_Given request_.
Output all the material that follows, exactly as given.

_Stored data_.
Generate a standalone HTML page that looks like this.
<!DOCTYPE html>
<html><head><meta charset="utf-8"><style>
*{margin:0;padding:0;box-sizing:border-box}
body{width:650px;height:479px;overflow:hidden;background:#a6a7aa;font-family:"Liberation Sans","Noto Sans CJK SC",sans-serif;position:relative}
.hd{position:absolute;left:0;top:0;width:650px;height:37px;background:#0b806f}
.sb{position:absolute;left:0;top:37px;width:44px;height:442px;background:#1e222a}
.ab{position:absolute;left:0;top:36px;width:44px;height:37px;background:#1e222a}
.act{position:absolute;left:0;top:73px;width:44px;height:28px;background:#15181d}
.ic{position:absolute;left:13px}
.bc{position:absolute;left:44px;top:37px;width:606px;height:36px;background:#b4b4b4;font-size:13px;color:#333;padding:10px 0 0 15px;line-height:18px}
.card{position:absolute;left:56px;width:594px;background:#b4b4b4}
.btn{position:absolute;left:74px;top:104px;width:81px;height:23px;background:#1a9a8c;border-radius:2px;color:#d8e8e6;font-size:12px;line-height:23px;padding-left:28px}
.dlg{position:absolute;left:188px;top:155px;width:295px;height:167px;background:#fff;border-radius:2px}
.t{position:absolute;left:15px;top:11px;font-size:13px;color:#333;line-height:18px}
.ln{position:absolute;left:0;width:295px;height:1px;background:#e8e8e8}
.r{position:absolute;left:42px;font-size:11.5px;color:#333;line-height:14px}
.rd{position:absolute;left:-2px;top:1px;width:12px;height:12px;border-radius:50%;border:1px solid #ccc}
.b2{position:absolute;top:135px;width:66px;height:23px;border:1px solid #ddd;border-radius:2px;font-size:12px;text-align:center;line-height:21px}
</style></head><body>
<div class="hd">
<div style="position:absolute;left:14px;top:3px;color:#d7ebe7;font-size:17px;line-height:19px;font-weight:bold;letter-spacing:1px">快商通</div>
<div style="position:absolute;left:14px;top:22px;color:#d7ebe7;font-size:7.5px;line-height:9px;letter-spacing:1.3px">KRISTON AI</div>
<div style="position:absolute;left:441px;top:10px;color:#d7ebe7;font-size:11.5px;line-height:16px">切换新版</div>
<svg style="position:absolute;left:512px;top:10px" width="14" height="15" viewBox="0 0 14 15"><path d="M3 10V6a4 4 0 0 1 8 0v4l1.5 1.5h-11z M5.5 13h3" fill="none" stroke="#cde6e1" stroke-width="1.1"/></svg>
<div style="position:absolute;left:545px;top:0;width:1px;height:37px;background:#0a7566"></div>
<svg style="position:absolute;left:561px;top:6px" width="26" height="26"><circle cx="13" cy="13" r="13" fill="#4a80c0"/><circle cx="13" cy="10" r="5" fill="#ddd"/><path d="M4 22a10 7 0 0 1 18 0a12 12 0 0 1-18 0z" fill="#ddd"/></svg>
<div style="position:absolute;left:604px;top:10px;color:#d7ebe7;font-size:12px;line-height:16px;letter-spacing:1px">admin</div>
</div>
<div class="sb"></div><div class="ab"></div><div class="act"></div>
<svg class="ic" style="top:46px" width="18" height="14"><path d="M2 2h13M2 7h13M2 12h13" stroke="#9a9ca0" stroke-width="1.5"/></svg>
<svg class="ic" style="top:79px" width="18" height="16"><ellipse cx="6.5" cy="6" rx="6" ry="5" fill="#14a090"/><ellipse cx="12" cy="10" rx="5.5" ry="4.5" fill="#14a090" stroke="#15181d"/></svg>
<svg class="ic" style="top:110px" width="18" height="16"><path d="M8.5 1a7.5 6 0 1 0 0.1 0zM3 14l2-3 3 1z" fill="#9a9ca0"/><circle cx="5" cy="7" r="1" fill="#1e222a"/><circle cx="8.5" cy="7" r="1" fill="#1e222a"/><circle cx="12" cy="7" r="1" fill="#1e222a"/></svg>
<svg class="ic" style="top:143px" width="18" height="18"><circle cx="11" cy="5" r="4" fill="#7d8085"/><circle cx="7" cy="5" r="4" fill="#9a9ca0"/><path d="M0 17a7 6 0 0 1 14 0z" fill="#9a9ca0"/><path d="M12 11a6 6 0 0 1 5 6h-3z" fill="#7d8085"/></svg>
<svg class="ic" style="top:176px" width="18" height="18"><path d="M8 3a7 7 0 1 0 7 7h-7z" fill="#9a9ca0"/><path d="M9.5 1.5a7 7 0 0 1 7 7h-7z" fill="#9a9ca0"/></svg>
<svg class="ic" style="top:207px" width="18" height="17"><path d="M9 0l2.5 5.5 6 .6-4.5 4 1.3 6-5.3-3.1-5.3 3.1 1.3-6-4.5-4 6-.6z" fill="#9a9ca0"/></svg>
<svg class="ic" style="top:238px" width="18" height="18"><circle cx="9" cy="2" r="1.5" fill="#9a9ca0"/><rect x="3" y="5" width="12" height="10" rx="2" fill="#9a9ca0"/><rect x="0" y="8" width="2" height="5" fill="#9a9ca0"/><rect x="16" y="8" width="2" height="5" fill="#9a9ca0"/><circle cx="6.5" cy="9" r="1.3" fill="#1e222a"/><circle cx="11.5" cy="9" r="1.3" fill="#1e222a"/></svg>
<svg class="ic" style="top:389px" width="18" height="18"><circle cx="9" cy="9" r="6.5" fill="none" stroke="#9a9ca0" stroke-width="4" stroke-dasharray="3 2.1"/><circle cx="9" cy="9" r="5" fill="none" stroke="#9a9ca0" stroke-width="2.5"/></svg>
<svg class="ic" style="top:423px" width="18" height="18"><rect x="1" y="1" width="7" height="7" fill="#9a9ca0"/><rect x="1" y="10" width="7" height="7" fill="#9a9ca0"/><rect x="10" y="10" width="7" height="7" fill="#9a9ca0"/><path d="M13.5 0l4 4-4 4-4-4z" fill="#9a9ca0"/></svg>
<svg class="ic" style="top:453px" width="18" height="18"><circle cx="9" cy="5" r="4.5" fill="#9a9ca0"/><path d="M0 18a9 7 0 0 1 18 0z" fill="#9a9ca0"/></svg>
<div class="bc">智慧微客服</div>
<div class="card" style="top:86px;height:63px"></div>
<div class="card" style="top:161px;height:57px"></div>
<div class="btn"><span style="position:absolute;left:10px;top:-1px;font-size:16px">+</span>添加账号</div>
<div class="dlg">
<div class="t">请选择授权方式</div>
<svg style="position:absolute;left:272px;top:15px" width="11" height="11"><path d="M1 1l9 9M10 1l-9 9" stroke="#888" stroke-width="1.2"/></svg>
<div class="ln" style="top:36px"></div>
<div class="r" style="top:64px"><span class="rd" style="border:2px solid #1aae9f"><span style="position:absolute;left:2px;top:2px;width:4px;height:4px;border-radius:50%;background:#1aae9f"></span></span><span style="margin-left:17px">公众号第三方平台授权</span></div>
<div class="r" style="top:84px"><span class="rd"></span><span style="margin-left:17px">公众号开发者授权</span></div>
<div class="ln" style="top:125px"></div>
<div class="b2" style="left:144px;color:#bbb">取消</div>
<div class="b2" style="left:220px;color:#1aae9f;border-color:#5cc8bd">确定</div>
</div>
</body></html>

_Solution to the problem_.
Generate a standalone HTML page that looks like this.
<!DOCTYPE html>
<html><head><meta charset="utf-8"><style>
*{margin:0;padding:0;box-sizing:border-box}
body{width:650px;height:479px;overflow:hidden;background:#a6a7aa;font-family:"Liberation Sans","Noto Sans CJK SC",sans-serif;position:relative}
.hd{position:absolute;left:0;top:0;width:650px;height:37px;background:#0b806f}
.sb{position:absolute;left:0;top:37px;width:44px;height:442px;background:#1e222a}
.ab{position:absolute;left:0;top:36px;width:44px;height:37px;background:#1e222a}
.act{position:absolute;left:0;top:73px;width:44px;height:28px;background:#15181d}
.ic{position:absolute;left:13px}
.bc{position:absolute;left:44px;top:37px;width:606px;height:36px;background:#b4b4b4;font-size:13px;color:#333;padding:10px 0 0 15px;line-height:18px}
.card{position:absolute;left:56px;width:594px;background:#b4b4b4}
.btn{position:absolute;left:74px;top:104px;width:81px;height:23px;background:#1a9a8c;border-radius:2px;color:#d8e8e6;font-size:12px;line-height:23px;padding-left:28px}
.dlg{position:absolute;left:188px;top:155px;width:295px;height:167px;background:#fff;border-radius:2px}
.t{position:absolute;left:15px;top:11px;font-size:13px;color:#333;line-height:18px}
.ln{position:absolute;left:0;width:295px;height:1px;background:#e8e8e8}
.r{position:absolute;left:42px;font-size:11.5px;color:#333;line-height:14px}
.rd{position:absolute;left:-2px;top:1px;width:12px;height:12px;border-radius:50%;border:1px solid #ccc}
.b2{position:absolute;top:135px;width:66px;height:23px;border:1px solid #ddd;border-radius:2px;font-size:12px;text-align:center;line-height:21px}
</style></head><body>
<div class="hd">
<div style="position:absolute;left:14px;top:3px;color:#d7ebe7;font-size:17px;line-height:19px;font-weight:bold;letter-spacing:1px">快商通</div>
<div style="position:absolute;left:14px;top:22px;color:#d7ebe7;font-size:7.5px;line-height:9px;letter-spacing:1.3px">KRISTON AI</div>
<div style="position:absolute;left:441px;top:10px;color:#d7ebe7;font-size:11.5px;line-height:16px">切换新版</div>
<svg style="position:absolute;left:512px;top:10px" width="14" height="15" viewBox="0 0 14 15"><path d="M3 10V6a4 4 0 0 1 8 0v4l1.5 1.5h-11z M5.5 13h3" fill="none" stroke="#cde6e1" stroke-width="1.1"/></svg>
<div style="position:absolute;left:545px;top:0;width:1px;height:37px;background:#0a7566"></div>
<svg style="position:absolute;left:561px;top:6px" width="26" height="26"><circle cx="13" cy="13" r="13" fill="#4a80c0"/><circle cx="13" cy="10" r="5" fill="#ddd"/><path d="M4 22a10 7 0 0 1 18 0a12 12 0 0 1-18 0z" fill="#ddd"/></svg>
<div style="position:absolute;left:604px;top:10px;color:#d7ebe7;font-size:12px;line-height:16px;letter-spacing:1px">admin</div>
</div>
<div class="sb"></div><div class="ab"></div><div class="act"></div>
<svg class="ic" style="top:46px" width="18" height="14"><path d="M2 2h13M2 7h13M2 12h13" stroke="#9a9ca0" stroke-width="1.5"/></svg>
<svg class="ic" style="top:79px" width="18" height="16"><ellipse cx="6.5" cy="6" rx="6" ry="5" fill="#14a090"/><ellipse cx="12" cy="10" rx="5.5" ry="4.5" fill="#14a090" stroke="#15181d"/></svg>
<svg class="ic" style="top:110px" width="18" height="16"><path d="M8.5 1a7.5 6 0 1 0 0.1 0zM3 14l2-3 3 1z" fill="#9a9ca0"/><circle cx="5" cy="7" r="1" fill="#1e222a"/><circle cx="8.5" cy="7" r="1" fill="#1e222a"/><circle cx="12" cy="7" r="1" fill="#1e222a"/></svg>
<svg class="ic" style="top:143px" width="18" height="18"><circle cx="11" cy="5" r="4" fill="#7d8085"/><circle cx="7" cy="5" r="4" fill="#9a9ca0"/><path d="M0 17a7 6 0 0 1 14 0z" fill="#9a9ca0"/><path d="M12 11a6 6 0 0 1 5 6h-3z" fill="#7d8085"/></svg>
<svg class="ic" style="top:176px" width="18" height="18"><path d="M8 3a7 7 0 1 0 7 7h-7z" fill="#9a9ca0"/><path d="M9.5 1.5a7 7 0 0 1 7 7h-7z" fill="#9a9ca0"/></svg>
<svg class="ic" style="top:207px" width="18" height="17"><path d="M9 0l2.5 5.5 6 .6-4.5 4 1.3 6-5.3-3.1-5.3 3.1 1.3-6-4.5-4 6-.6z" fill="#9a9ca0"/></svg>
<svg class="ic" style="top:238px" width="18" height="18"><circle cx="9" cy="2" r="1.5" fill="#9a9ca0"/><rect x="3" y="5" width="12" height="10" rx="2" fill="#9a9ca0"/><rect x="0" y="8" width="2" height="5" fill="#9a9ca0"/><rect x="16" y="8" width="2" height="5" fill="#9a9ca0"/><circle cx="6.5" cy="9" r="1.3" fill="#1e222a"/><circle cx="11.5" cy="9" r="1.3" fill="#1e222a"/></svg>
<svg class="ic" style="top:389px" width="18" height="18"><circle cx="9" cy="9" r="6.5" fill="none" stroke="#9a9ca0" stroke-width="4" stroke-dasharray="3 2.1"/><circle cx="9" cy="9" r="5" fill="none" stroke="#9a9ca0" stroke-width="2.5"/></svg>
<svg class="ic" style="top:423px" width="18" height="18"><rect x="1" y="1" width="7" height="7" fill="#9a9ca0"/><rect x="1" y="10" width="7" height="7" fill="#9a9ca0"/><rect x="10" y="10" width="7" height="7" fill="#9a9ca0"/><path d="M13.5 0l4 4-4 4-4-4z" fill="#9a9ca0"/></svg>
<svg class="ic" style="top:453px" width="18" height="18"><circle cx="9" cy="5" r="4.5" fill="#9a9ca0"/><path d="M0 18a9 7 0 0 1 18 0z" fill="#9a9ca0"/></svg>
<div class="bc">智慧微客服</div>
<div class="card" style="top:86px;height:63px"></div>
<div class="card" style="top:161px;height:57px"></div>
<div class="btn"><span style="position:absolute;left:10px;top:-1px;font-size:16px">+</span>添加账号</div>
<div class="dlg">
<div class="t">请选择授权方式</div>
<svg style="position:absolute;left:272px;top:15px" width="11" height="11"><path d="M1 1l9 9M10 1l-9 9" stroke="#888" stroke-width="1.2"/></svg>
<div class="ln" style="top:36px"></div>
<div class="r" style="top:64px"><span class="rd" style="border:2px solid #1aae9f"><span style="position:absolute;left:2px;top:2px;width:4px;height:4px;border-radius:50%;background:#1aae9f"></span></span><span style="margin-left:17px">公众号第三方平台授权</span></div>
<div class="r" style="top:84px"><span class="rd"></span><span style="margin-left:17px">公众号开发者授权</span></div>
<div class="ln" style="top:125px"></div>
<div class="b2" style="left:144px;color:#bbb">取消</div>
<div class="b2" style="left:220px;color:#1aae9f;border-color:#5cc8bd">确定</div>
</div>
</body></html>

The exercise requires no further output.